Lead researcher, Professor Marianna Fontana, professor of cardiology at UCL’s Division of Medicine, said: "Raised troponin levels are associated with worse outcomes in COVID-19 patients. Patients with severe COVID-19 disease often have pre-existing heart-related health problems including diabetes, raised blood pressure and obesity.

"During severe COVID-19 infection, however, the heart may also be directly affected. Unpicking how the heart can become damaged is difficult, but MRI scans of the heart can identify different patterns of injury, which may enable us to make more accurate diagnoses and to target treatments more effectively."

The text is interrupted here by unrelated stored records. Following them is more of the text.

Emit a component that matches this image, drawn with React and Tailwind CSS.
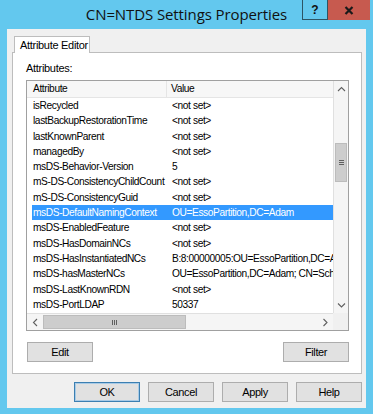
import React from 'react'

const rows = [
  ['isRecycled', '<not set>'],
  ['lastBackupRestorationTime', '<not set>'],
  ['lastKnownParent', '<not set>'],
  ['managedBy', '<not set>'],
  ['msDS-Behavior-Version', '5'],
  ['mS-DS-ConsistencyChildCount', '<not set>'],
  ['mS-DS-ConsistencyGuid', '<not set>'],
  ['msDS-DefaultNamingContext', 'OU=EssoPartition,DC=Adam'],
  ['msDS-EnabledFeature', '<not set>'],
  ['msDS-HasDomainNCs', '<not set>'],
  ['msDS-HasInstantiatedNCs', 'B:8:00000005:OU=EssoPartition,DC=Adam'],
  ['msDS-hasMasterNCs', 'OU=EssoPartition,DC=Adam; CN=Schema,CN=Configuration'],
  ['msDS-LastKnownRDN', '<not set>'],
  ['msDS-PortLDAP', '50337'],
  ['msDS-ReplAttributeMetaData', '<not set>'],
]

const SELECTED = 7

function Chevron({ dir }) {
  // petite flèche des barres de défilement
  const paths = {
    up: 'M1 5 L4.5 1.5 L8 5',
    down: 'M1 1.5 L4.5 5 L8 1.5',
    left: 'M5 1 L1.5 4.5 L5 8',
    right: 'M1.5 1 L5 4.5 L1.5 8',
  }
  const vertical = dir === 'up' || dir === 'down'
  return (
    <svg width={vertical ? 9 : 7} height={vertical ? 7 : 9} viewBox={vertical ? '0 0 9 7' : '0 0 7 9'}>
      <path d={paths[dir]} fill="none" stroke="#606060" strokeWidth="1.1" />
    </svg>
  )
}

function WinButton({ label, isDefault }) {
  return (
    <button
      className={
        'w-[66px] h-[20px] flex items-center justify-center bg-[#e1e1e1] text-[11px] text-black border ' +
        (isDefault ? 'border-[#3c7fb1] shadow-[inset_0_0_0_1px_#a9cbe6]' : 'border-[#adadad]')
      }
    >
      {label}
    </button>
  )
}

export default function App() {
  return (
    <div
      className="w-[373px] h-[414px] bg-[#63c8ee] flex flex-col relative overflow-hidden"
      style={{ fontFamily: '"Liberation Sans", Arial, sans-serif' }}
    >
      {/* barre de titre */}
      <div className="h-[29px] flex items-center justify-center shrink-0">
        <span className="text-[15px] text-[#111] tracking-[-0.1px] pb-[1px]" style={{ fontFamily: '"Open Sans", "Liberation Sans", sans-serif' }}>
          CN=NTDS Settings Properties
        </span>
      </div>
      <div className="absolute top-0 left-[302px] flex">
        <div className="w-[26px] h-[20px] border border-t-0 border-[#2d5565] flex items-center justify-center text-[12px] font-bold text-[#111] leading-none">
          ?
        </div>
        <div className="w-[42px] h-[20px] bg-[#c75a4f] flex items-center justify-center">
          <svg width="10" height="9" viewBox="0 0 10 9">
            <path d="M1.5 1 L8.5 8 M8.5 1 L1.5 8" stroke="#1a1a1a" strokeWidth="2.2" />
          </svg>
        </div>
      </div>

      {/* zone client */}
      <div className="ml-[7px] w-[359px] h-[379px] bg-[#f0f0f0] flex flex-col text-[10.2px] text-black tracking-[-0.4px]">
        {/* onglet */}
        <div className="h-[23px] pl-[7px] flex items-end shrink-0">
          <div className="h-[17px] w-[76px] bg-white border border-b-0 border-[#bdbdbd] flex items-center pl-[5px] relative top-[1px] z-10 text-[11px] tracking-[-0.3px]">
            Attribute Editor
          </div>
        </div>

        {/* panneau */}
        <div className="ml-[5px] w-[350px] h-[322px] bg-white border border-[#bdbdbd] flex flex-col pl-[13px] pr-[12px]">
          <div className="h-[27px] flex items-end pb-[4px] text-[11px] tracking-[-0.3px]">Attributes:</div>

          {/* liste */}
          <div className="w-[323px] h-[251px] border border-[#a0a0a0] flex flex-col">
            <div className="flex h-[232px]">
              <div className="w-[306px] flex flex-col overflow-hidden">
                <div className="h-[17px] shrink-0 flex bg-[#f7f7f7] border-b border-[#e5e5e5]">
                  <div className="w-[140px] shrink-0 border-r border-[#e5e5e5] pl-[6px] flex items-center">Attribute</div>
                  <div className="pl-[4px] flex items-center">Value</div>
                </div>
                {rows.map(([attr, val], i) => (
                  <div key={attr} className="h-[15.3px] shrink-0 flex pl-[5px] whitespace-nowrap">
                    <div className={'flex w-full items-center ' + (i === SELECTED ? 'bg-[#3399ff] text-white' : '')}>
                      <div className="w-[135px] shrink-0 pl-[1px] overflow-hidden">{attr}</div>
                      <div className="pl-[5px]">{val}</div>
                    </div>
                  </div>
                ))}
              </div>
              {/* barre verticale */}
              <div className="w-[15px] bg-[#f5f5f5] border-l border-[#e0e0e0] flex flex-col">
                <div className="h-[16px] flex items-center justify-center shrink-0"><Chevron dir="up" /></div>
                <div className="flex-1 flex flex-col pt-[46px]">
                  <div className="h-[39px] mx-[1px] bg-[#cdcdcd] border border-[#bcbcbc] flex flex-col items-center justify-center gap-[1px]">
                    <div className="w-[5px] h-[1px] bg-[#606060]" />
                    <div className="w-[5px] h-[1px] bg-[#606060]" />
                    <div className="w-[5px] h-[1px] bg-[#606060]" />
                  </div>
                </div>
                <div className="h-[16px] flex items-center justify-center shrink-0"><Chevron dir="down" /></div>
              </div>
            </div>
            {/* barre horizontale */}
            <div className="flex h-[17px]">
              <div className="w-[306px] bg-[#f5f5f5] border-t border-[#e0e0e0] flex">
                <div className="w-[16px] flex items-center justify-center shrink-0"><Chevron dir="left" /></div>
                <div className="w-[143px] my-[1px] bg-[#cdcdcd] border border-[#bcbcbc] flex items-center justify-center gap-[1px]">
                  <div className="w-[1px] h-[5px] bg-[#606060]" />
                  <div className="w-[1px] h-[5px] bg-[#606060]" />
                  <div className="w-[1px] h-[5px] bg-[#606060]" />
                </div>
                <div className="flex-1" />
                <div className="w-[16px] flex items-center justify-center shrink-0"><Chevron dir="right" /></div>
              </div>
              <div className="flex-1 bg-[#f0f0f0]" />
            </div>
          </div>

          <div className="mt-[11px] flex justify-between pl-[1px]">
            <WinButton label="Edit" />
            <WinButton label="Filter" />
          </div>
        </div>

        {/* boutons du bas */}
        <div className="mt-[8px] flex justify-end gap-[8px] pr-[4px]">
          <WinButton label="OK" isDefault />
          <WinButton label="Cancel" />
          <WinButton label="Apply" />
          <WinButton label="Help" />
        </div>
      </div>
    </div>
  )
}
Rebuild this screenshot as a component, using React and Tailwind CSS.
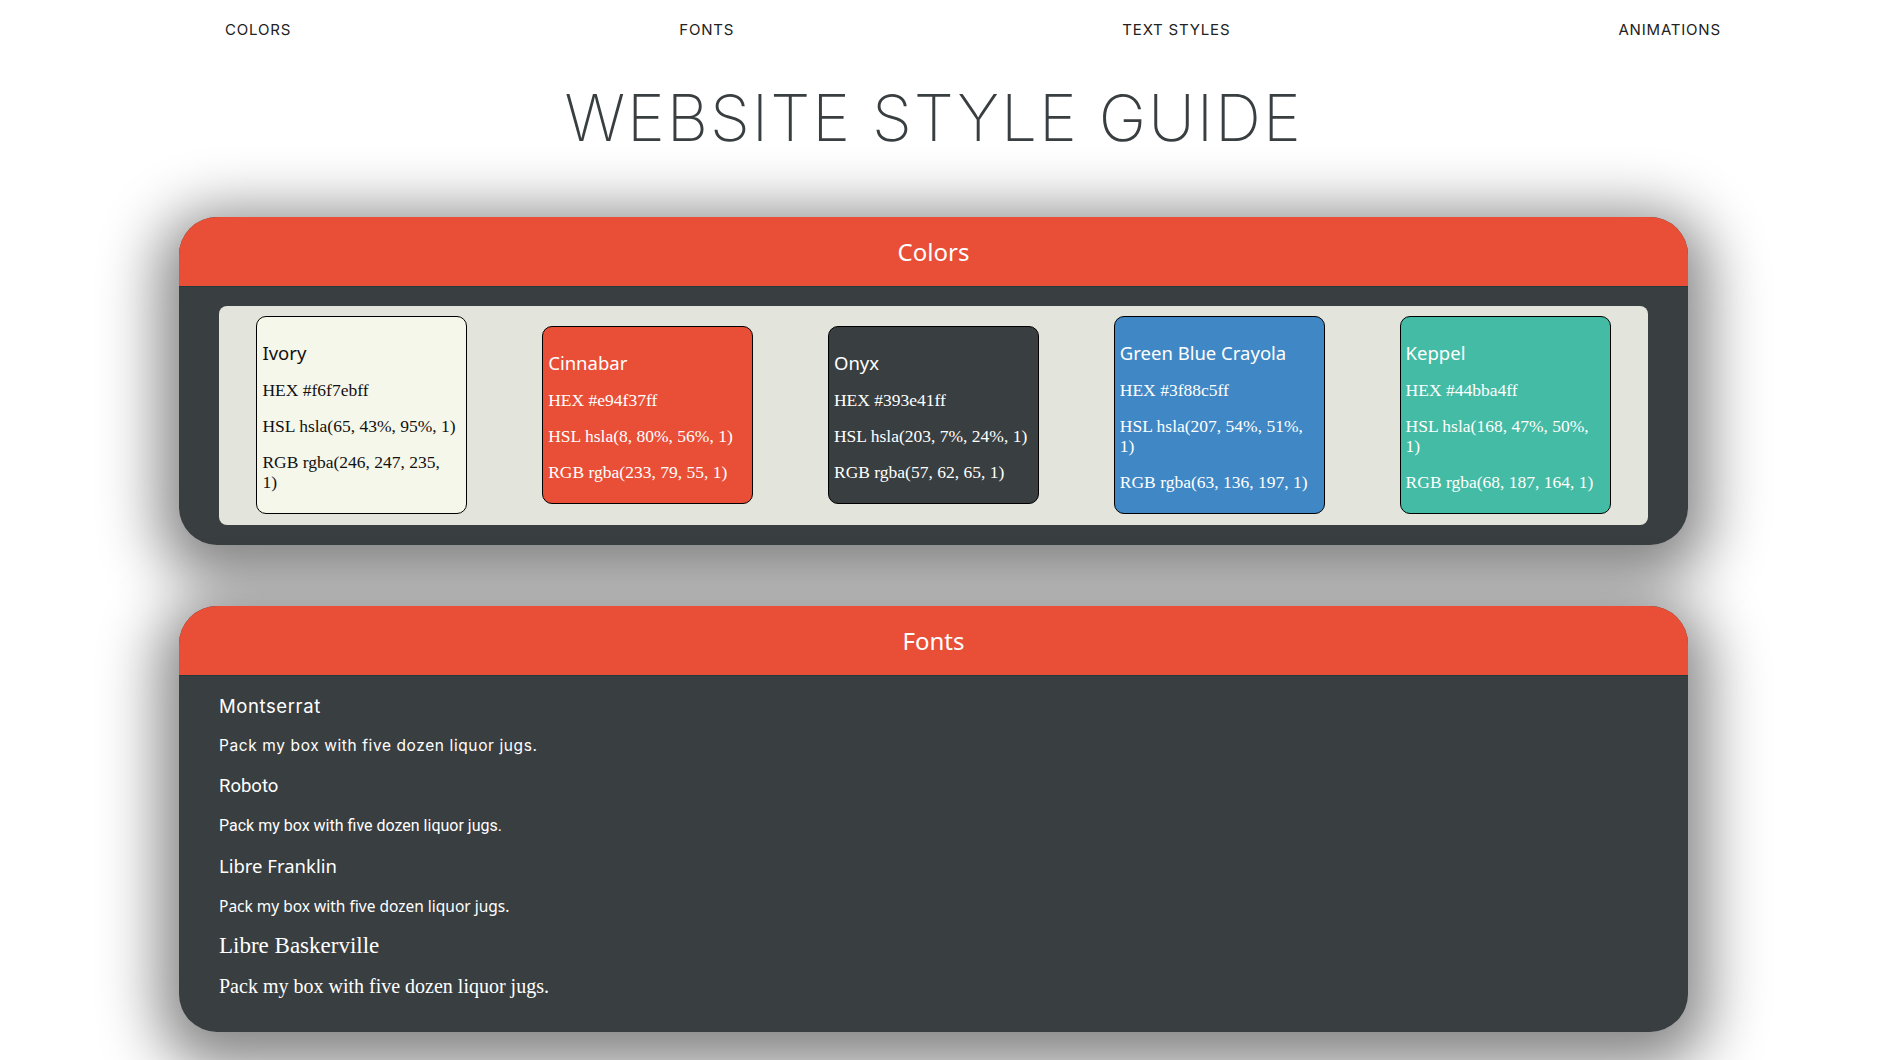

The researchers investigated COVID-19 patients discharged up until June 2020 from six hospitals across three NHS London trusts: the Royal Free London NHS Foundation Trust, Imperial College Healthcare NHS Trust and University College London Hospital NHS Foundation Trust. Patients who had abnormal troponin levels were offered an MRI scan of the heart after discharge and were compared with those from a control group of patients who had not had COVID-19, as well as from 40 healthy volunteers.

Professor Fontana said: "The recovering COVID-19 patients had been very ill; all required hospitalisation and all had troponin elevation, with around one in three having been on a ventilator in the intensive care unit.

"We found evidence of high rates of heart muscle injury that could be seen on the scans a month or two after discharge. Whilst some of this may have been pre-existing, MRI scanning shows that some were new, and likely caused by COVID-19. The pattern of damage to the heart was variable, suggesting that the heart is at risk of different types of injury. Importantly, we detected only a small amount of ongoing injury and the heart’s pumping function was not impaired in the vast majority of cases. In a small proportion of the most severe cases, there are concerns that this injury may increase the risks of heart failure in the future, but more work is needed to investigate this further."

The function of the heart’s left ventricle, the chamber that is responsible for pumping oxygenated blood to all parts of the body, was normal in 89% of the 148 patients but scarring or injury to the heart muscle was present in 80 patients (54%). The pattern of tissue scarring or injury originated from inflammation in 39 patients (26%), ischaemic heart disease, which includes infarction or ischaemia, in 32 patients (22%), or both in nine patients (6%). Twelve patients (8%) appeared to have ongoing heart inflammation.

Professor Fontana said: "Injury relating to inflammation and scarring of the heart is common in COVID-19 patients with troponin elevation discharged from hospital, but is of limited extent and has little consequence for the heart’s function.

"These findings give us two opportunities: firstly, to find ways of preventing the injury in the first place, and from some of the patterns we have seen, blood clotting may be playing a role, for which we have potential treatments. Secondly, detecting the consequences of injury during convalescence may identify subjects who would benefit from specific supporting drug treatments to protect heart function over time."

The findings of the study are limited by the nature of patient selection and included only those who survived coronavirus infection requiring hospital admission.

"The convalescent patients in this study had severe COVID-19 disease and our results say nothing about what happens to people who are not hospitalised with COVID, or those who are hospitalised but without elevated troponin. The findings indicate potential ways to identify patients at higher or lower risk and suggest potential strategies that may improve outcomes. More work is needed, and MRI scans of the heart have shown how useful it is in investigating patients with troponin elevation," concluded Professor Fontana.

* In this study, across the six hospitals the researchers worked with, 43% of hospitalised COVID-19 patients presented with raised troponin. Researchers studied just some of those patients with raised troponin (148), as described.